Fast Transciphering Via Batched And Reconfigurable LUT Evaluation

Abstract

Fully homomorphic encryption provides a way to perform computations in a privacy preserving manner. However, despite years of optimization, modern methods may still be too computationally expensive for devices limited by speed or memory constraints. A paradigm that may bridge this gap consists of transciphering: as fully homomorphic schemes can perform most computations obliviously, they can also execute the decryption circuit of any conventional block or stream cipher. Hence, less powerful systems may continue to encrypt their data using classical ciphers that may offer hardware support (e.g., AES) and outsourcing the task of transforming the ciphertexts into their homomorphic equivalent to more powerful systems. In this work, we advance transciphering methods that leverage accumulator-based schemes such as Torus-FHE (TFHE) or FHEW. To this end, we propose a novel method to homomorphically evaluate look-up tables in a setting in which encrypted digits are provided on base 2. At a high level, our method relies on the fact that functions with binary range, i.e., mapping values to {0, 1}, can be evaluated at the same computational cost as negacyclic functions, relying only on the default functionality of accumulator based schemes.

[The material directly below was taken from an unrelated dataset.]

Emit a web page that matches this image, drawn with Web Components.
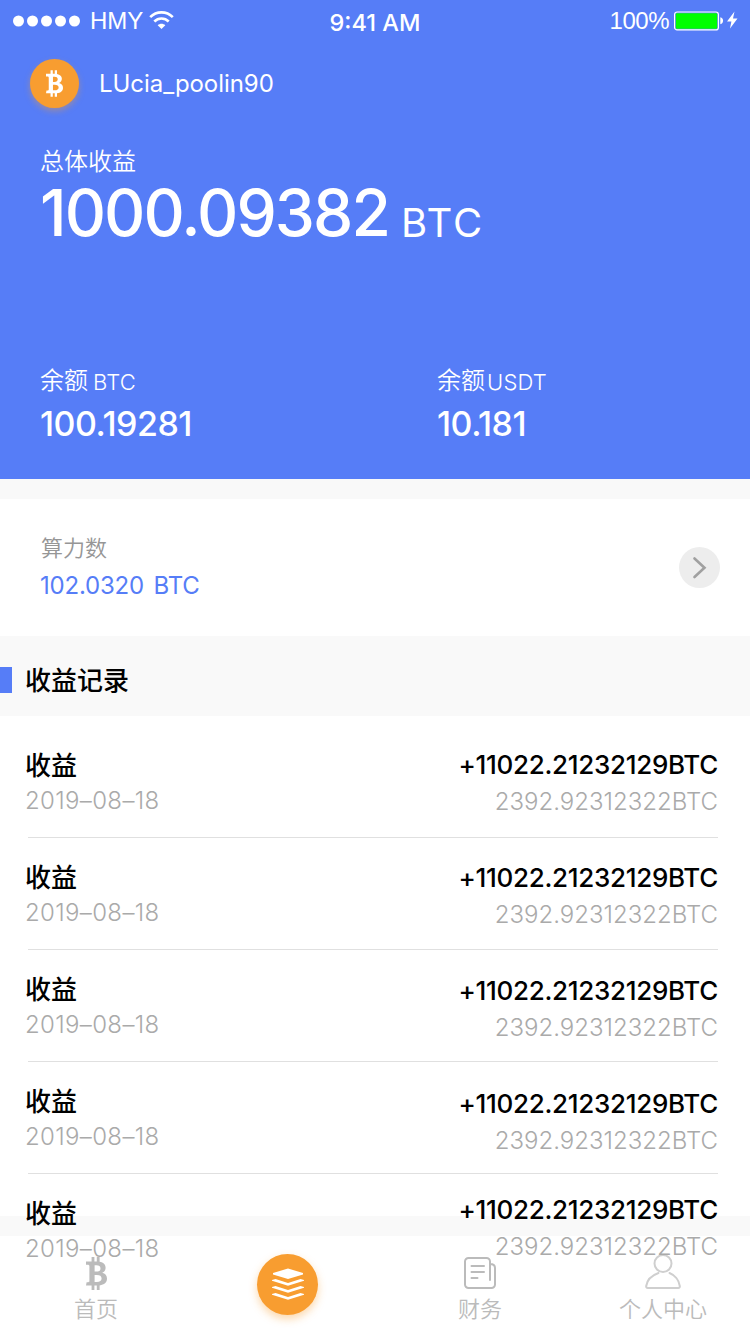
<!DOCTYPE html>
<html lang="zh-CN">
<head>
<meta charset="utf-8">
<title>收益</title>
<style>
  html, body {
    margin: 0;
    background: #fff;
  }

  body {
    width: 750px;
    height: 1334px;
    overflow: hidden;
    font-family: Inter, "Liberation Sans", sans-serif;
    --blue: #567df7;
    --orange: #f89d30;
    --panel: #f9f9f9;
    --cjk: "Noto Sans CJK SC", sans-serif;
  }
</style>
</head>
<body>
<wallet-page>
  <wallet-header slot="header" user="LUcia_poolin90" label="总体收益" total="1000.09382" unit="BTC">
    <wallet-balance label="余额" unit="BTC" gap="5" amount="100.19281"></wallet-balance>
    <wallet-balance label="余额" unit="USDT" gap="2" amount="10.181"></wallet-balance>
  </wallet-header>
  <hash-card slot="card" label="算力数">102.0320 BTC</hash-card>
  <section-title slot="title">收益记录</section-title>
  <income-row date="2019–08–18" amount="+11022.21232129BTC" sub="2392.92312322BTC">收益</income-row>
  <income-row date="2019–08–18" amount="+11022.21232129BTC" sub="2392.92312322BTC" style="--shift: 1px">收益</income-row>
  <income-row date="2019–08–18" amount="+11022.21232129BTC" sub="2392.92312322BTC" style="--shift: 2px">收益</income-row>
  <income-row date="2019–08–18" amount="+11022.21232129BTC" sub="2392.92312322BTC" style="--shift: 3px">收益</income-row>
  <income-row date="2019–08–18" amount="+11022.21232129BTC" sub="2392.92312322BTC" style="--shift: -3px">收益</income-row>
  <tab-bar slot="tabs">
    <tab-item icon="coin">首页</tab-item>
    <tab-item icon="layers" active></tab-item>
    <tab-item icon="news">财务</tab-item>
    <tab-item icon="person">个人中心</tab-item>
  </tab-bar>
</wallet-page>

<script>
const coin = `
  <svg class="coin" viewBox="0 0 21 33" fill="currentColor">
    <path fill-rule="evenodd" d="M0 4.5H5.6V0H8.4V4.5H10.8V0H13.6V4.8C17.4 5.5 19.6 7.6 19.6 10.7C19.6 13.1 18.3 14.9 16.2 15.8C19.2 16.6 21 18.7 21 21.6C21 25.5 18.3 27.9 13.6 28.4V33H10.8V28.5H8.4V33H5.6V28.5H0L.6 25.2H2.2C3 25.2 3.4 24.8 3.4 24V9.3C3.4 8.3 2.8 7.8 1.7 7.8H0ZM8.6 8.3V14.6H10.4C13 14.6 14.5 13.5 14.5 11.4C14.5 9.3 13 8.3 10.4 8.3ZM8.6 18V24.9H10.8C13.9 24.9 15.6 23.7 15.6 21.4C15.6 19.2 13.9 18 10.8 18Z"/>
  </svg>`

const icons = {
  coin,
  layers: `
    <svg width="32" height="33" viewBox="0 0 32 33" fill="#fff">
      <path d="M16 .5L31 5V6.500L16 11L1 6.500V5Z"/>
      <path d="M0 12L3.500 11L16 15L28.500 11L32 12V12.700L16 17.700L0 12.700Z"/>
      <path d="M0 19L3.500 18L16 22L28.500 18L32 19V19.700L16 24.700L0 19.700Z"/>
      <path d="M0 26L3.500 25L16 29L28.500 25L32 26V26.700L16 31.700L0 26.700Z"/>
    </svg>`,
  news: `
    <svg width="32" height="32" viewBox="0 0 32 32" fill="none" stroke="currentColor" stroke-width="2" stroke-linecap="round">
      <path d="M26 7V4.500A3.500 3.500 0 0 0 22.500 1H4.500A3.500 3.500 0 0 0 1 4.500V27.500A3.500 3.500 0 0 0 4.500 31H27.500A3.500 3.500 0 0 0 31 27.500V11C31 8.500 29.500 7 26 7V23"/>
      <path d="M7.500 9H20M7.500 15H20M7.500 21H13.500"/>
    </svg>`,
  person: `
    <svg width="36" height="35" viewBox="0 0 36 35" fill="none" stroke="#cfcfcf" stroke-width="2" stroke-linecap="round">
      <circle cx="18" cy="9.500" r="8.500"/>
      <path d="M13.500 19C6.500 21.500 2 26.500 1.200 32C1 33.300 1.500 34 2.800 34H33.200C34.500 34 35 33.300 34.800 32C33.900 26 29.500 21 24.500 19"/>
    </svg>`
}

class WalletPage extends HTMLElement {
  constructor() {
    super()
    this.attachShadow({ mode: 'open' })
    this.shadowRoot.innerHTML = `
      <style>
        :host {
          display: block;
          position: relative;
          height: 1334px;
          overflow: hidden;
        }

        #list {
          position: relative;
          z-index: 1;
        }

        ::slotted(tab-bar) {
          position: absolute;
          left: 0;
          right: 0;
          bottom: 0;
        }
      </style>
      <slot name="header"></slot>
      <slot name="card"></slot>
      <slot name="title"></slot>
      <div id="list"><slot></slot></div>
      <slot name="tabs"></slot>
    `
  }
}

class StatusBar extends HTMLElement {
  constructor() {
    super()
    this.attachShadow({ mode: 'open' })
    this.shadowRoot.innerHTML = `
      <style>
        :host {
          display: grid;
          grid-template-columns: 1fr auto 1fr;
          height: 40px;
          padding: 0 10px 0 13px;
          font: 24px/36px "Liberation Sans", sans-serif;
          color: #fff;
        }

        div {
          display: flex;
          align-items: center;
          height: 41px;
        }

        #right {
          justify-content: flex-end;
        }

        #time {
          margin-left: -3px;
          font: 500 23.5px/46px Inter, sans-serif;
        }

        #carrier {
          margin: 0 6px 0 10px;
        }

        #power {
          margin-right: 5px;
          letter-spacing: -0.5px;
        }
      </style>
      <div>
        <svg width="67" height="12" fill="#fff">
          <circle cx="5.500" cy="6" r="5.500"/><circle cx="19.500" cy="6" r="5.500"/>
          <circle cx="33.500" cy="6" r="5.500"/><circle cx="47.500" cy="6" r="5.500"/>
          <circle cx="61.500" cy="6" r="5.500"/>
        </svg>
        <span id="carrier">HMY</span>
        <svg width="25" height="19" viewBox="0 0 25 19" fill="none" stroke="#fff" stroke-width="2.600">
          <path d="M1.200 6.200C7.500-.2 17.500-.2 23.800 6.200"/>
          <path d="M5.300 10.500C9.300 6.500 15.700 6.500 19.700 10.500"/>
          <path d="M12.500 18L8.700 14.200C10.800 12.200 14.200 12.200 16.300 14.200Z" fill="#fff" stroke="none"/>
        </svg>
      </div>
      <span id="time">9:41 AM</span>
      <div id="right">
        <span id="power">100%</span>
        <svg width="66" height="20" viewBox="0 0 66 20">
          <rect x=".6" y="1" width="43.800" height="17.900" rx="2.500" fill="none" stroke="#fff" stroke-width="1.200"/>
          <rect x="1.800" y="2.200" width="41.400" height="15.500" rx="1" fill="#0f0"/>
          <path d="M46.300 6.300C50 7 50 12.500 46.300 13.200Z" fill="#fff"/>
          <path d="M60.500 .5L53 10.500H57.400L56 17.500L63.500 7.500H59Z" fill="#fff"/>
        </svg>
      </div>
    `
  }
}

class WalletHeader extends HTMLElement {
  constructor() {
    super()
    this.attachShadow({ mode: 'open' })
    this.shadowRoot.innerHTML = `
      <style>
        :host {
          display: block;
          box-sizing: border-box;
          height: 479px;
          background: var(--blue);
          color: #fff;
        }

        #user {
          display: flex;
          align-items: center;
          gap: 20px;
          height: 49px;
          padding: 19px 0 0 30px;
          font-size: 24px;
          line-height: 32px;
          letter-spacing: -0.05px;
        }

        #avatar {
          display: grid;
          place-items: center;
          width: 49px;
          height: 49px;
          border-radius: 50%;
          background: var(--orange);
          box-shadow: 0 3px 6px rgba(248, 157, 48, 0.4);
        }

        .coin {
          width: 17px;
          height: 27px;
        }

        #label {
          margin: 37px 0 0 40px;
          font: 350 24px/30px var(--cjk);
        }

        #total {
          display: flex;
          gap: 12px;
          height: 74px;
          padding-left: 40px;
          line-height: 75px;
        }

        #amount {
          font-size: 64px;
          font-weight: 500;
          letter-spacing: -1.9px;
        }

        #unit {
          font-size: 40px;
          line-height: 96px;
          letter-spacing: 1.7px;
        }

        #balances {
          display: grid;
          grid-template-columns: 397px 1fr;
          padding: 116px 0 0 40px;
        }
      </style>
      <status-bar></status-bar>
      <div id="user">
        <span id="avatar">${coin}</span>
        <span>${this.getAttribute('user')}</span>
      </div>
      <div id="label">${this.getAttribute('label')}</div>
      <div id="total">
        <span id="amount">${this.getAttribute('total')}</span>
        <span id="unit">${this.getAttribute('unit')}</span>
      </div>
      <div id="balances"><slot></slot></div>
    `
  }
}

class WalletBalance extends HTMLElement {
  constructor() {
    super()
    this.attachShadow({ mode: 'open' })
    this.shadowRoot.innerHTML = `
      <style>
        :host {
          display: block;
        }

        #top {
          display: flex;
          gap: ${this.getAttribute('gap')}px;
          height: 30px;
          font-size: 22px;
          font-weight: 300;
          line-height: 35px;
          letter-spacing: 0.2px;
        }

        #label {
          font: 350 24px/28px var(--cjk);
          letter-spacing: 0;
        }

        #amount {
          font-size: 34px;
          font-weight: 500;
          line-height: 58px;
          letter-spacing: -0.5px;
        }
      </style>
      <div id="top">
        <span id="label">${this.getAttribute('label')}</span>
        <span id="unit">${this.getAttribute('unit')}</span>
      </div>
      <div id="amount">${this.getAttribute('amount')}</div>
    `
  }
}

class HashCard extends HTMLElement {
  constructor() {
    super()
    this.attachShadow({ mode: 'open' })
    this.shadowRoot.innerHTML = `
      <style>
        :host {
          display: flex;
          align-items: center;
          justify-content: space-between;
          box-sizing: border-box;
          height: 157px;
          padding: 0 30px 0 40px;
          border-top: 20px solid var(--panel);
          background: #fff;
        }

        #label {
          font: 350 22px/36px var(--cjk);
          color: #969696;
          padding-left: 1px;
        }

        #value {
          font-size: 24px;
          line-height: 44px;
          color: var(--blue);
          letter-spacing: -0.2px;
          word-spacing: 3px;
        }
      </style>
      <div>
        <div id="label">${this.getAttribute('label')}</div>
        <div id="value"><slot></slot></div>
      </div>
      <svg width="41" height="41" viewBox="0 0 41 41" fill="none">
        <circle cx="20.500" cy="20.500" r="20.500" fill="#ededed"/>
        <path d="M15.500 11.500L25.500 20.700L15.500 30" stroke="#a0a0a0" stroke-width="2.600" stroke-linecap="round"/>
      </svg>
    `
  }
}

class SectionTitle extends HTMLElement {
  constructor() {
    super()
    this.attachShadow({ mode: 'open' })
    this.shadowRoot.innerHTML = `
      <style>
        :host {
          display: flex;
          align-items: center;
          gap: 13px;
          box-sizing: border-box;
          height: 80px;
          padding-top: 6px;
          background: var(--panel);
          font: 500 26px/40px var(--cjk);
          color: #000;
        }

        :host::before {
          content: "";
          width: 12px;
          height: 26px;
          margin-top: 2px;
          background: var(--blue);
        }
      </style>
      <slot></slot>
    `
  }
}

class IncomeRow extends HTMLElement {
  constructor() {
    super()
    this.attachShadow({ mode: 'open' })
    this.shadowRoot.innerHTML = `
      <style>
        :host {
          display: flex;
          justify-content: space-between;
          box-sizing: border-box;
          height: 112px;
          margin: 0 32px 0 28px;
          padding-top: 20px;
          border-bottom: 1px solid #e0e0e0;
        }

        :host(:first-of-type) {
          height: 122px;
          padding-top: 30px;
        }

        :host(:last-of-type) {
          border-bottom: 0;
        }

        #left {
          margin-left: -3px;
        }

        #right {
          margin: var(--shift, 0) 0 0;
          text-align: right;
        }

        #name {
          font: 500 26px/36px var(--cjk);
          color: #000;
        }

        #date, #sub {
          font-size: 24px;
          font-weight: 300;
          color: #aaa;
        }

        #date {
          line-height: 38px;
          letter-spacing: 0.35px;
        }

        #sub {
          line-height: 35px;
        }

        #amount {
          font-size: 26px;
          font-weight: 500;
          line-height: 38px;
          letter-spacing: -0.3px;
          color: #000;
        }
      </style>
      <div id="left">
        <div id="name"><slot></slot></div>
        <div id="date">${this.getAttribute('date')}</div>
      </div>
      <div id="right">
        <div id="amount">${this.getAttribute('amount')}</div>
        <div id="sub">${this.getAttribute('sub')}</div>
      </div>
    `
  }
}

class TabBar extends HTMLElement {
  constructor() {
    super()
    this.attachShadow({ mode: 'open' })
    this.shadowRoot.innerHTML = `
      <style>
        :host {
          display: grid;
          grid-template-columns: 192px 192px 192px 174px;
          height: 98px;
          border-top: 20px solid var(--panel);
          background: #fff;
        }
      </style>
      <slot></slot>
    `
  }
}

class TabItem extends HTMLElement {
  constructor() {
    super()
    this.attachShadow({ mode: 'open' })
    this.shadowRoot.innerHTML = `
      <style>
        :host {
          display: flex;
          flex-direction: column;
          align-items: center;
          padding-top: 18px;
          font: 350 22px/31px var(--cjk);
          color: #bbb;
        }

        #icon {
          display: flex;
          align-items: center;
          justify-content: center;
          height: 38px;
        }

        .coin {
          width: 21px;
          height: 33px;
        }

        :host([icon="person"]) svg {
          margin-bottom: 3px;
        }

        :host([active]) #icon {
          width: 61px;
          height: 61px;
          margin-right: 1px;
          border-radius: 50%;
          background: var(--orange);
          box-shadow: 0 4px 8px rgba(248, 157, 48, 0.4);
        }
      </style>
      <div id="icon">${icons[this.getAttribute('icon')]}</div>
      <slot></slot>
    `
  }
}

customElements.define('status-bar', StatusBar)
customElements.define('wallet-page', WalletPage)
customElements.define('wallet-header', WalletHeader)
customElements.define('wallet-balance', WalletBalance)
customElements.define('hash-card', HashCard)
customElements.define('section-title', SectionTitle)
customElements.define('income-row', IncomeRow)
customElements.define('tab-bar', TabBar)
customElements.define('tab-item', TabItem)
</script>
</body>
</html>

To test our algorithm, we implement the AES-128 encryption circuit in OPENFHE and report timings of 67 s for a single block, which is 25% faster than the state of the art and in general, up to 300% faster than other recent works. Furthermore, we achieve this speedup without relying on an instantiation that leverages a power of 2 modulus and can exploit the natural modulo arithmetic of modern processors.